Why the initiative deserves to be recognised by an award?
Sarcoem is an innovative system, there is no reference to a similar system at the global level in the public sector.

It is Infoem development, with level and security measures adequate to carry out the management of requests ARCO, also has Secure Socket Layer certificate.

Sarcoem is an example of efficiency, effectiveness and economy, considering that Infoem has a limited budget for the fulfilment of its obligations compared to other authorities (the general budget of the Institution was about 5´000,000 euros last year, conversion of April 3, 2017), a part of which is used for administration and maintenance of proprietary systems through a Directorate specialized in information technologies.

It is a simple, free and easily accessible system for citizens, available 24 hours 365 days a year. A system with a philosophy of continuous improvement, as its operation is constantly evaluated to increase safety and efficiency measures. Focused to an important target population, since only the State of Mexico had 16’187,608 population in 2015 (last official census).

System with global users, makes possible the exercise of ARCO rights from anywhere in the world by authorities of the State of Mexico and Municipalities.

Complete entry available here.

D9: Online information and education campaign (Philippines)

 

 

 

 

 

 

Entry by: National Privacy Commission, Philippines

The National Privacy Commission’s online information and education campaign utilizes social media to maximize its limited resources and reach as many people as possible by providing compelling content to raise awareness, elevate public discourse, and ensure that every Filipino understands their right to data privacy, and to hold accountable those who violate it. They are some of the Commission’s most potent tools in achieving its goal of building a culture of privacy in the Philippines.

Why the initiative deserves to be recognised by an award?
In a country where the concepts of data privacy and protection have yet to find solid ground in the minds of industry leaders and the general public alike — despite being victims of the largest personal data breach in a government-held database in the world — the NPC’s online information and awareness campaign attempts to introduce the need for good personal data privacy hygiene practices to the everyday Filipino. It capitalizes on the Filipino population on Facebook, a whopping 60 million users, by using references from popular culture and current events to help make privacy and personal information household terms and an everyday concern.

Through a constant stream of daily content and compelling messages, the Commission aims to concretize the concepts of data privacy and protection to the ordinary citizen, explaining how the very real dangers of ineffective or inadequate privacy practices can affect their personal and professional lives. It is also an avenue for the Commission to address inquiries and concerns. Overall, the online platforms are designed to be consistently engaging in order to demystify data privacy and really communicate the message of the Commission — that data privacy isn’t just for lawyers or IT people, it is for everyone.
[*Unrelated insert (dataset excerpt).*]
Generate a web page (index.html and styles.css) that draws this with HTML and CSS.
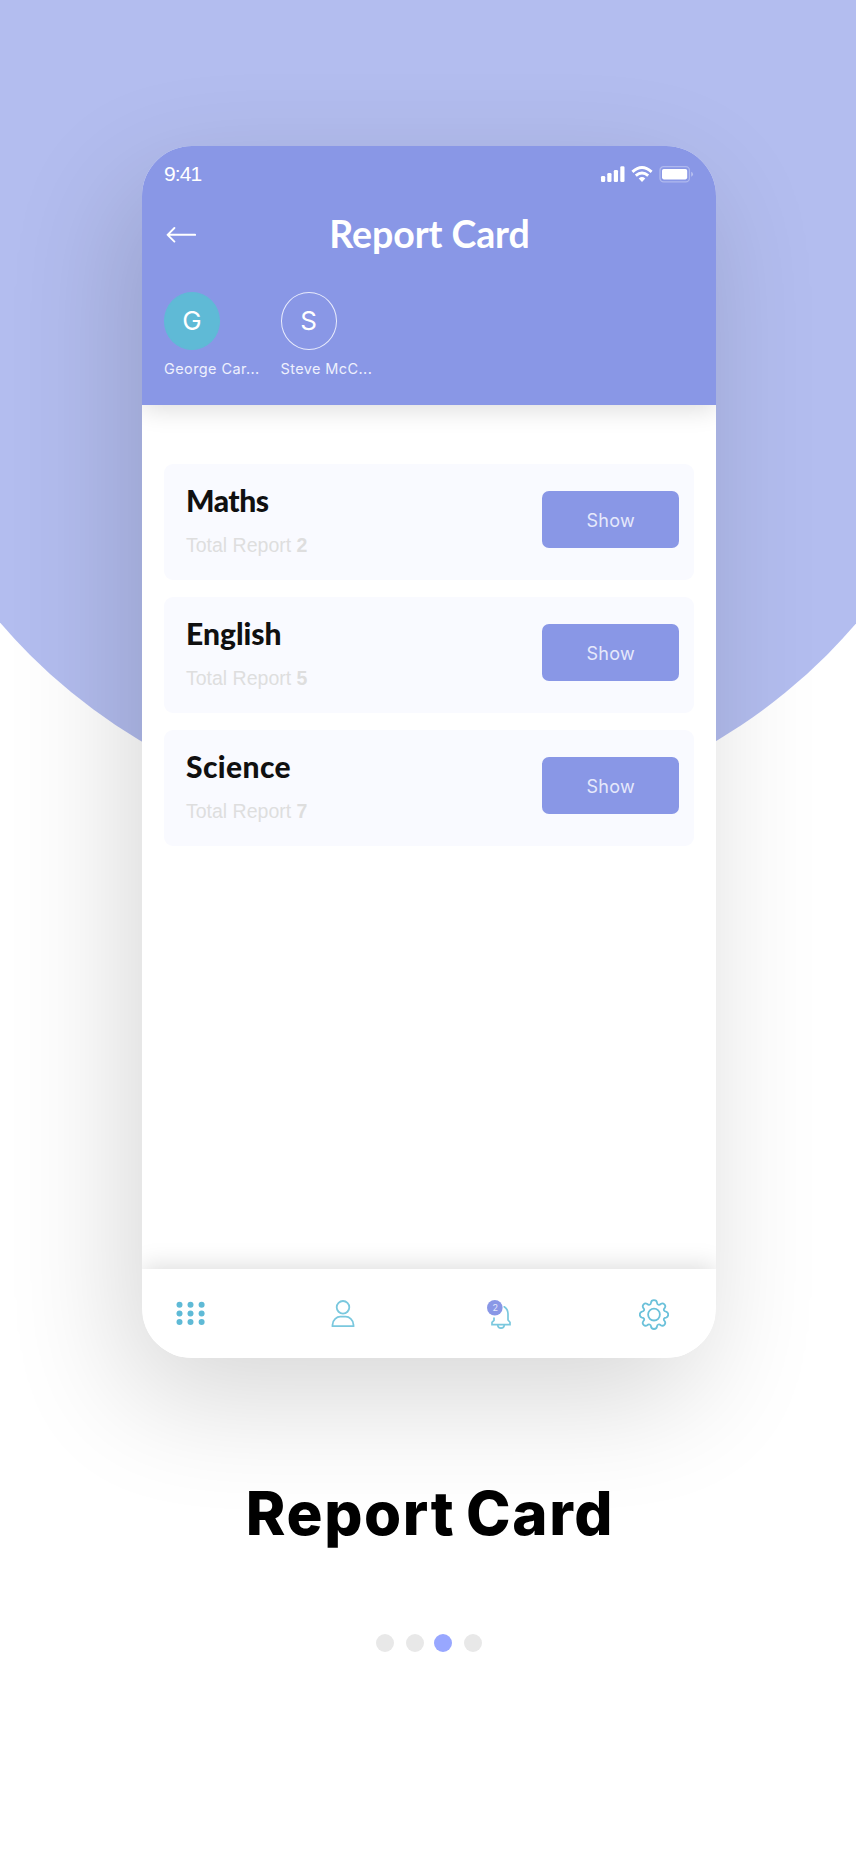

Complete entry available here.

D10: Data Protection self-assessment for SMEs (UK)

 

 

 

 

 

 

Entry by: Information Commissioner’s Office, UK

Data Protection self-assessment for SMEs
For organisations, particularly small and medium sized enterprises, to quickly and easily assess their compliance with the Data Protection Act in a range of areas, and get targeted guidance on what they can do to improve.

We are currently working on improvements to the tool, expected to go live in May 2017. We would like them to be included as part of this entry and we have detailed them below.

Why the initiative deserves to be recognised by an award?
We undertake regular testing with users on our website. We’d heard that many organisations struggled to know where to start. This tool helps organisations by highlighting key areas, and giving advice based on the organisation’s particular needs.

As part of the ICO’s digital and IT strategy we aim to be digital by default, and more self sufficient when building and maintaining our digital services. The tool provides a service that would usually require input from ICO staff via our helpline, email or post. We have built the technology with common, re-usable components within our open source content management system so that we are able to create new checklists without reliance on third party developers.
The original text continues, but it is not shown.